J.V. Stalin – Speech Delivered at the First All-Union Congress of Collective Farm Shock Brigadiers


”Finally, a few words about the letter written by the collective farmers of Bezenchuk. This letter has been published, and you must have read it. It is unquestionably a good letter. It shows that among our collective farmers there are not a few experienced and intelligent organisers and agitators in the cause of collective farming, who are the pride of our country. But this letter contains one incorrect passage with which we cannot possibly agree. The point is that the Bezenchuk comrades describe their work in the collective farm as modest and all but insignificant work, whereas they describe the efforts of orators and leaders, who sometimes make speeches of inordinate length, as great and creative work. Can we agree with that? No, comrades, we cannot possibly agree with it. The Bezenchuk comrades have made a mistake here. Perhaps they made the mistake out of modesty. But the mistake does not cease to be a mistake for all that. The times have passed when leaders were regarded as the only makers of history, while the workers and peasants were not taken into account. The destinies of nations and of states are now determined, not only by leaders, but primarily and mainly by the vast masses of the working people. The workers and the peasants, who without fuss and noise are building factories and mills, constructing mines and railways, building collective farms and state farms, creating all the values of life, feeding and clothing the whole world, they are the real heroes and the creators of the new life. Apparently, our Bezenchuk comrades have forgotten this. It is not good when people overrate their strength and begin to be conceited about the services they have rendered. That leads to boasting, and boasting is not a good thing. But it is still worse when people begin to underrate their strength and fail to see that their “modest” and “insignificant” work is really great and creative work that decides the fate of history.

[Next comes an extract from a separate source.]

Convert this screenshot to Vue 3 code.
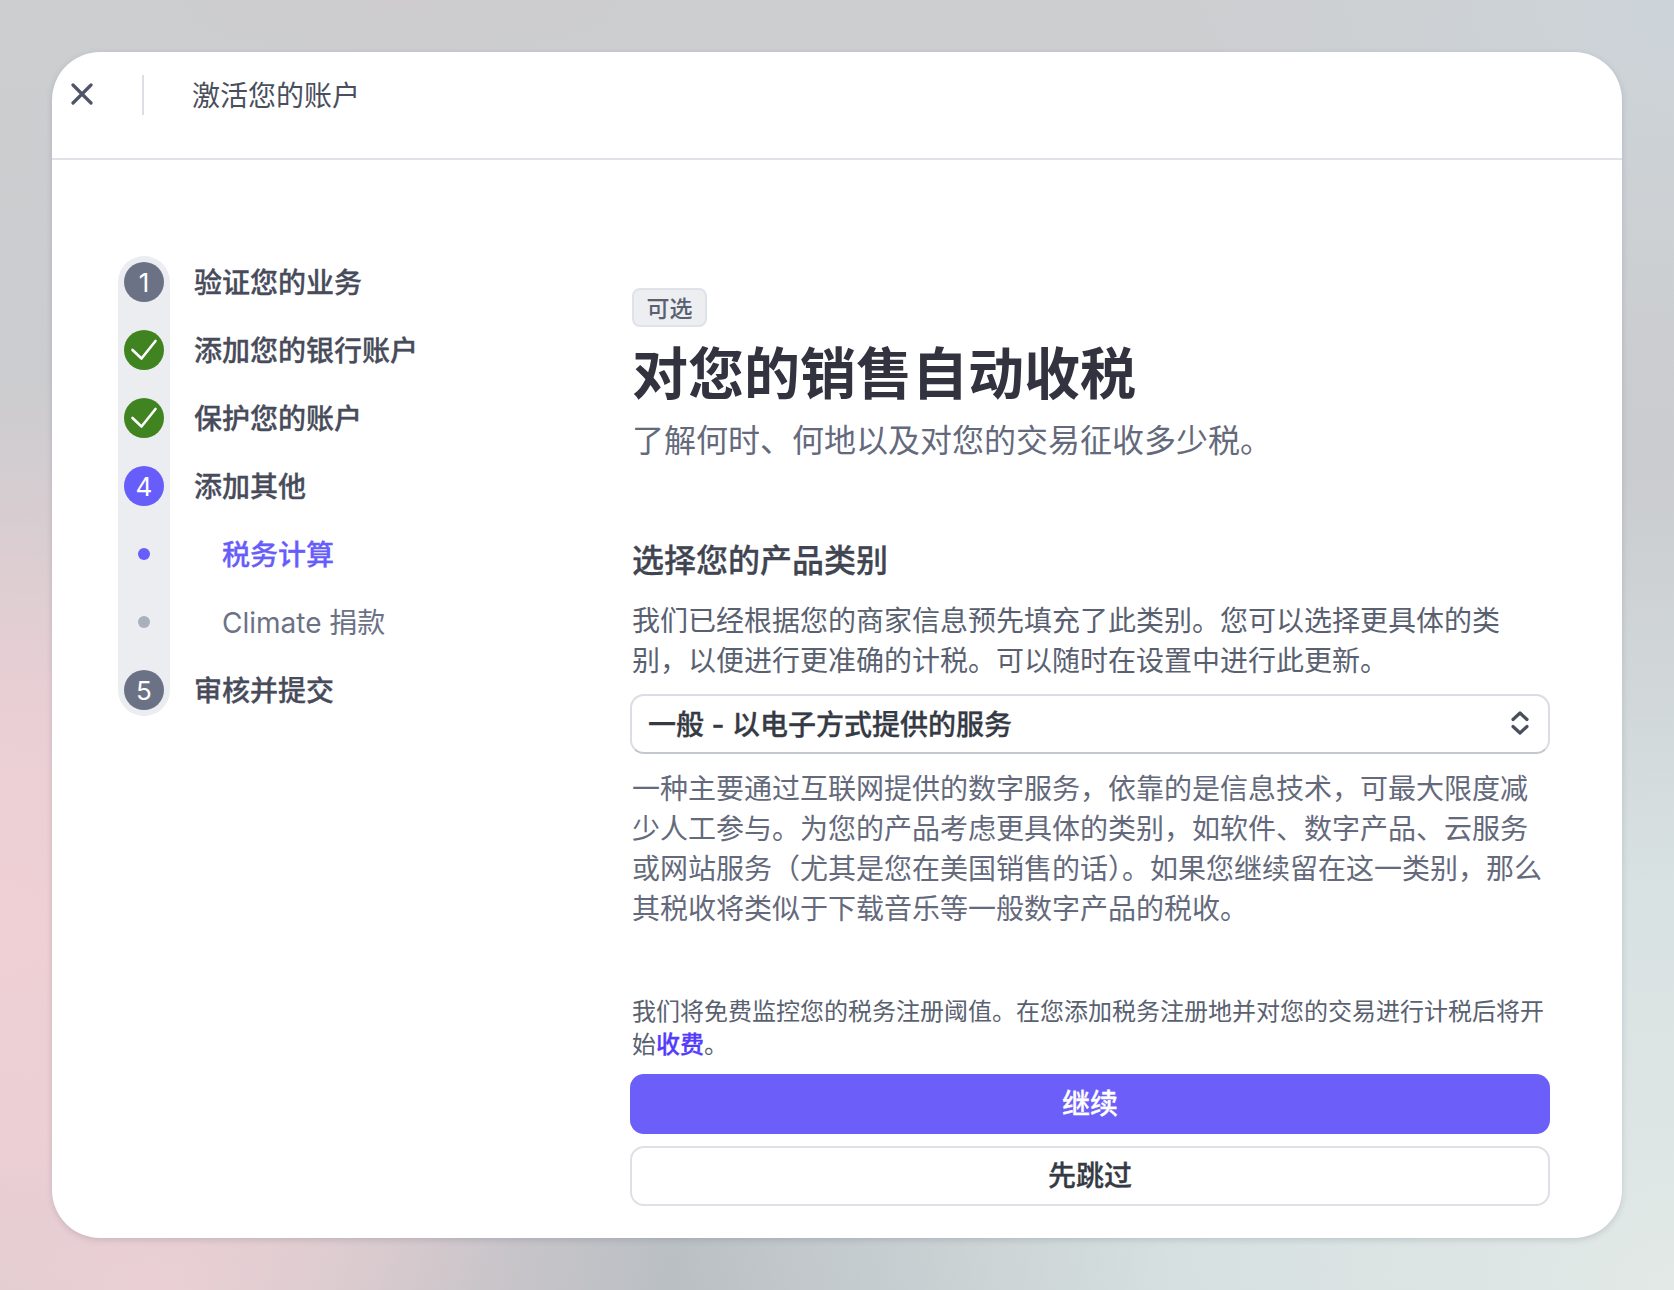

I would like the Bezenchuk comrades to approve this slight amendment of mine to their letter.”

 

J.V. Stalin – Letter on Publications for Children Directed to the Central Committee of the All Union Communist Youth


“I am absolutely against the publication of “Stories of the childhood of Stalin.”

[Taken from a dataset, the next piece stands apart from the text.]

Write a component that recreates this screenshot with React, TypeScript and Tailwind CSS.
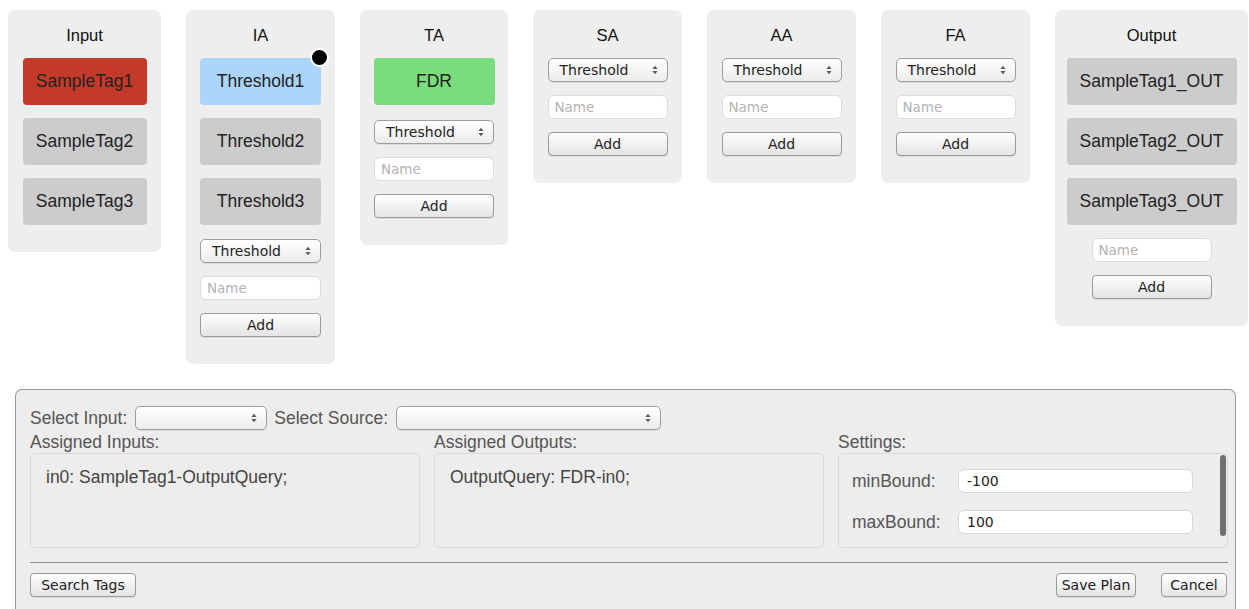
import React from "react";

const sans = "font-['Liberation_Sans',Arial,sans-serif]";
const ui = "font-['DejaVu_Sans','Liberation_Sans',sans-serif]";

function UpDown() {
  return (
    <svg width="6" height="10" viewBox="0 0 6 10" className="shrink-0">
      <path d="M3 0.8 L5.6 4 H0.4 Z M3 9.2 L5.6 6 H0.4 Z" fill="#5c5c5c" />
    </svg>
  );
}

function Select({ label, className }: { label?: string; className: string }) {
  return (
    <div
      className={`flex h-[24px] items-center justify-between rounded-[5px] border border-[#9d9d9d] bg-gradient-to-b from-white to-[#ececec] pl-[11px] pr-[9px] shadow-[0_1px_0_rgba(0,0,0,0.08)] ${ui} text-[14px] text-[#222] ${className}`}
    >
      <span>{label}</span>
      <UpDown />
    </div>
  );
}

function NameField({ className }: { className: string }) {
  return (
    <div
      className={`flex h-[24px] items-center rounded-[6px] border border-[#dcdcdc] bg-white pl-[6px] ${ui} text-[13.5px] text-[#b3b3b3] ${className}`}
    >
      Name
    </div>
  );
}

function Button({ label, className }: { label: string; className: string }) {
  return (
    <div
      className={`flex h-[24px] items-center justify-center rounded-[4px] border border-[#9a9a9a] bg-gradient-to-b from-white to-[#e4e4e4] shadow-[0_1px_0_rgba(0,0,0,0.08)] ${ui} text-[14px] text-[#222] ${className}`}
    >
      {label}
    </div>
  );
}

function Panel({
  title,
  className,
  children,
}: {
  title: string;
  className: string;
  children: React.ReactNode;
}) {
  return (
    <div className={`shrink-0 rounded-[7px] bg-[#eeeeee] pb-[27px] ${className}`}>
      <div className={`flex h-[48px] items-center justify-center pt-[3px] ${sans} text-[16.5px] text-[#111]`}>
        {title}
      </div>
      <div className="flex flex-col items-center">{children}</div>
    </div>
  );
}

function Tag({
  label,
  className,
  children,
}: {
  label: string;
  className: string;
  children?: React.ReactNode;
}) {
  return (
    <div
      className={`relative flex h-[47px] items-center justify-center rounded-[4px] ${sans} text-[17.5px] text-[#222] ${className}`}
    >
      {label}
      {children}
    </div>
  );
}

function AddControls({ width, top }: { width: string; top: string }) {
  return (
    <>
      <Select label="Threshold" className={`${width} ${top}`} />
      <NameField className={`${width} mt-[13px]`} />
      <Button label="Add" className={`${width} mt-[13px]`} />
    </>
  );
}

export default function App() {
  return (
    <div className={`min-h-[609px] w-[1249px] bg-white ${sans}`}>
      {/* pipeline stages */}
      <div className="flex items-start gap-[25px] pl-[8px] pt-[10px]">
        <Panel title="Input" className="w-[153px]">
          <div className="flex flex-col gap-[13px]">
            <Tag label="SampleTag1" className="w-[124px] bg-[#c43a2a] text-[#2a0e0a]" />
            <Tag label="SampleTag2" className="w-[124px] bg-[#cccccc]" />
            <Tag label="SampleTag3" className="w-[124px] bg-[#cccccc]" />
          </div>
        </Panel>

        <Panel title="IA" className="w-[149px]">
          <div className="flex flex-col gap-[13px]">
            <Tag label="Threshold1" className="w-[121px] bg-[#acd5fb]">
              <span className="absolute -right-[8px] -top-[10px] h-[19px] w-[19px] rounded-full border-2 border-white bg-black" />
            </Tag>
            <Tag label="Threshold2" className="w-[121px] bg-[#cccccc]" />
            <Tag label="Threshold3" className="w-[121px] bg-[#cccccc]" />
          </div>
          <AddControls width="w-[121px]" top="mt-[14px]" />
        </Panel>

        <Panel title="TA" className="w-[148px]">
          <Tag label="FDR" className="w-[121px] bg-[#7bdc7d]" />
          <AddControls width="w-[120px]" top="mt-[15px]" />
        </Panel>

        <Panel title="SA" className="w-[149px]">
          <AddControls width="w-[120px]" top="mt-0" />
        </Panel>

        <Panel title="AA" className="w-[149px]">
          <AddControls width="w-[120px]" top="mt-0" />
        </Panel>

        <Panel title="FA" className="w-[149px]">
          <AddControls width="w-[120px]" top="mt-0" />
        </Panel>

        <Panel title="Output" className="w-[193px]">
          <div className="flex flex-col gap-[13px]">
            <Tag label="SampleTag1_OUT" className="w-[170px] bg-[#cccccc]" />
            <Tag label="SampleTag2_OUT" className="w-[170px] bg-[#cccccc]" />
            <Tag label="SampleTag3_OUT" className="w-[170px] bg-[#cccccc]" />
          </div>
          <NameField className="w-[120px] mt-[13px]" />
          <Button label="Add" className="w-[120px] mt-[13px]" />
        </Panel>
      </div>

      {/* plan editor */}
      <div className="ml-[15px] mt-[25px] h-[240px] w-[1221px] rounded-t-[7px] border border-b-0 border-[#999999] bg-[#ededed] pl-[14px] pr-[7px] pt-[16px]">
        <div className="flex h-[24px] items-center text-[17.5px] leading-[24px] text-[#555]">
          <span>Select Input:</span>
          <Select className="ml-[8px] w-[132px]" />
          <span className="ml-[7px]">Select Source:</span>
          <Select className="ml-[8px] w-[265px]" />
        </div>

        <div className="grid grid-cols-3 gap-x-[14px] text-[17.5px] leading-[24px] text-[#555]">
          <div>
            <div className="flex h-[23px] items-center">Assigned Inputs:</div>
            <div className="h-[95px] rounded-[5px] border border-[#d9d9d9] pl-[15px] pt-[13px] leading-[20px] text-[#444]">
              in0: SampleTag1-OutputQuery;
            </div>
          </div>
          <div>
            <div className="flex h-[23px] items-center">Assigned Outputs:</div>
            <div className="h-[95px] rounded-[5px] border border-[#d9d9d9] pl-[15px] pt-[13px] leading-[20px] text-[#444]">
              OutputQuery: FDR-in0;
            </div>
          </div>
          <div>
            <div className="flex h-[23px] items-center">Settings:</div>
            <div className="relative h-[95px] rounded-[5px] border border-[#d9d9d9] pl-[13px] pt-[15px]">
              <div className="flex h-[24px] items-center">
                <span className="w-[106px]">minBound:</span>
                <div className={`flex h-[24px] w-[235px] items-center rounded-[6px] border border-[#d6d6d6] bg-white pl-[8px] ${ui} text-[14px] text-[#222]`}>
                  -100
                </div>
              </div>
              <div className="mt-[17px] flex h-[24px] items-center">
                <span className="w-[106px]">maxBound:</span>
                <div className={`flex h-[24px] w-[235px] items-center rounded-[6px] border border-[#d6d6d6] bg-white pl-[8px] ${ui} text-[14px] text-[#222]`}>
                  100
                </div>
              </div>
              <span className="absolute right-[1px] top-[1px] h-[81px] w-[6px] rounded-full bg-[#707070]" />
            </div>
          </div>
        </div>

        <div className="mt-[14px] h-px bg-[#8c8c8c]" />

        <div className="mt-[10px] flex items-center">
          <Button label="Search Tags" className="w-[106px]" />
          <div className="ml-auto flex gap-[25px] pr-[1px]">
            <Button label="Save Plan" className="w-[80px]" />
            <Button label="Cancel" className="w-[66px]" />
          </div>
        </div>
      </div>
    </div>
  );
}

The book abounds with a mass of inexactitudes of fact, of alterations, of exaggerations and of unmerited praise. Some amateur writers, scribblers, (perhaps honest scribblers) and some adulators have led the author astray. It is a shame for the author, but a fact remains a fact.

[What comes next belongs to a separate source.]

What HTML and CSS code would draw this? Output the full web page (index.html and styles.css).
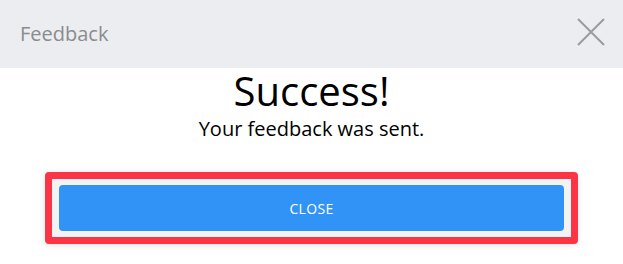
FILE: index.html
```html
<!DOCTYPE html>
<html>
<head>
<meta charset="utf-8">
<link rel="stylesheet" href="styles.css">
</head>
<body>
<div class="modal">
  <div class="modal-header">
    <span class="modal-title">Feedback</span>
    <button class="close-x" aria-label="Close">
      <svg width="28" height="28" viewBox="0 0 28 28"><path d="M1 1 L27 27 M27 1 L1 27" stroke="#9b9b9b" stroke-width="2" fill="none"/></svg>
    </button>
  </div>
  <div class="modal-body">
    <h1 class="success-title">Success!</h1>
    <p class="success-text">Your feedback was sent.</p>
    <div class="highlight">
      <button class="btn-close">CLOSE</button>
    </div>
  </div>
</div>
</body>
</html>
```

FILE: styles.css
```css
html, body {
  margin: 0;
  padding: 0;
  background: #ffffff;
  font-family: "Open Sans", "Liberation Sans", sans-serif;
}
.modal {
  width: 623px;
  height: 264px;
  display: flex;
  flex-direction: column;
}
.modal-header {
  height: 68px;
  background: #ebedf1;
  display: flex;
  align-items: center;
  justify-content: space-between;
  padding: 0 18px 0 20px;
  box-sizing: border-box;
}
.modal-title {
  font-size: 20px;
  color: #8a8b8d;
  margin-bottom: 1px;
}
.close-x {
  border: 0;
  background: none;
  padding: 0;
  width: 28px;
  height: 28px;
  display: flex;
  margin-bottom: 5px;
}
.modal-body {
  display: flex;
  flex-direction: column;
  align-items: center;
}
.success-title {
  margin: 3px 0 0;
  font-weight: 400;
  font-size: 40px;
  line-height: 40px;
  color: #000;
}
.success-text {
  margin: 6px 0 0;
  font-size: 20px;
  line-height: 24px;
  color: #000;
}
.highlight {
  margin-top: 31px;
  width: 533px;
  box-sizing: border-box;
  border: 7px solid #fb3545;
  border-radius: 4px;
  padding: 6px 7px;
  background: #f3f3f4;
  box-shadow: 0 1px 6px rgba(0,0,0,0.12);
}
.btn-close {
  display: block;
  width: 100%;
  height: 46px;
  border: 0;
  border-radius: 4px;
  background: #3193f6;
  color: #ffffff;
  font-family: "Open Sans", "Liberation Sans", sans-serif;
  font-size: 14px;
  letter-spacing: 0.3px;
}
```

But this is not the important thing. The important thing resides in the fact that the book has a tendency to engrave on the minds of Soviet children (and people in general) the personality cult of leaders, of infallible heroes. This is dangerous and detrimental.

The theory of “heroes” and the “crowd” is not a Bolshevik, but a Social-Revolutionary theory. The heroes make the people, transform them from a crowd into people, thus say the Social-Revolutionaries.

The people make the heroes, thus reply the Bolsheviks to the Social-Revolutionaries. The book carries water to the windmill of the Social-Revolutionaries. No matter which book it is that brings the water to the windmill of the Social-Revolutionaries, this book is going to drown in our common, Bolshevik cause.

I suggest we burn this book.” 


J.V. – Stalin Address Delivered in the Kremlin Palace to the Graduates From the Red Army Academies.


”there is too much talk about the services rendered by chiefs, by leaders. They are credited with all, or nearly all, of our achievements. That, of course, is wrong, it is incorrect. It is not merely a matter of leaders . . . we must first of all learn to value people, to value cadres, to value every worker capable of benefiting our common cause. It is time to realize that of all the valuable capital the world possesses, the most valuable and most decisive is people, cadres . . . cadres decide everything” 


An unpublished Speech by Stalin at the Plenum of the Central Committee, CPSU October 16, 1952.


”MOLOTOV (. . . stated that he is and will always he a faithful disciple of Stalin.)

STALIN (interrupting Molotov): This is nonsense. I have no students at all. We are all students of the great Lenin.”